LVC workshop

March 3, 2023 | 3:30PM
Cobb Hall 107

Please, join us today at Language Variation & Change Workshop; I am presenting my recent work with the Mixtec diaspora communities in California. We will meet at 3:30 in Cobb Hall 107.

Dynamic social and spatial relations shape mutual intelligibility

In this paper we study the impact of social and spatial dynamics on intelligibility in two Mixtec speaking communities from Oaxaca, Mexico. Our study is based on original data collected and analyzed by the co-authors in the communities of origin and the diaspora. Results show that the assumption of static, overlapping spatial and social relations can obscure structural differences between languages, leading to mischaracterizations of the relationship between them. Intelligibility is a critical factor for providing interpretation services, designing community/pedagogical materials, and allocating funding for language work, but several assumptions underlying the concept can actually hinder linguistic justice. Our paper highlights the need for in-depth studies of individual varieties regardless of the intelligibility-based groupings proposed by earlier surveys.


The towns of San Martín Peras (SMP) and San Martín Duraznos (SMD) are located 25km apart. The Mixtec varieties spoken there are said to be closely related (Josserand 1983), but not (readily) mutually intelligible (Egland 1983). The two towns orient toward different commercial centers and belong to separate political districts, resulting in a greater social divide than the geographical proximity suggests. A significant proportion of both communities has emigrated to the US (Varese & Escárcega 2004; Fox & Rivera-Salgado 2004), establishing a diaspora community in California (Hernández Martínez et al. 2021). Here, SMP speakers form a plurality within the Mixtec-speaking community, leading many SMD-speakers to acquire SMP, which they report doing with relative ease. The different degree of social proximity between SMD and SMP speakers in each setting–not linguistic structure–lead to different perceptions of linguistic distance. 
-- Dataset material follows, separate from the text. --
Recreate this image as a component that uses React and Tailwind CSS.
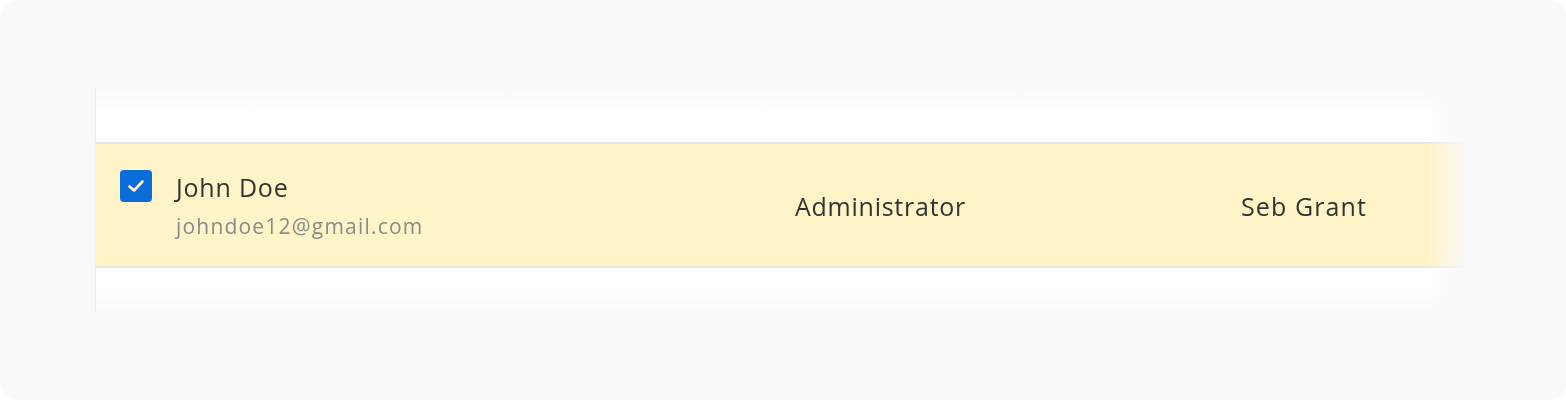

The languages share many cognates (83% in our sample) and have similar phoneme inventories, suggesting they should be readily mutually intelligible. However, when considering additional aspects of linguistic structure, surprising divergences emerge (Hruschka et. al. 2009, Ratliff 2015). There are differences in the tonal inventories and processes–something that speakers mention as an impediment for mutual understanding. Additionally, tones do not match across cognate forms, verbal inflectional morphology differs, dependent pronouns exhibit different tonal processes, and there are mismatches in constituency, such as restrictions on the position of cognate elements.


The apparent mismatches in intelligibility assessments and linguistic distance can be explained by the spatial and social relations between these two communities, including historical and contemporary migrations and commerce (Swanton et al., 2013). When applying the concept of intelligibility we must consider that spatial and social factors are not static, and that social familiarity and mono/multilingualism are relevant.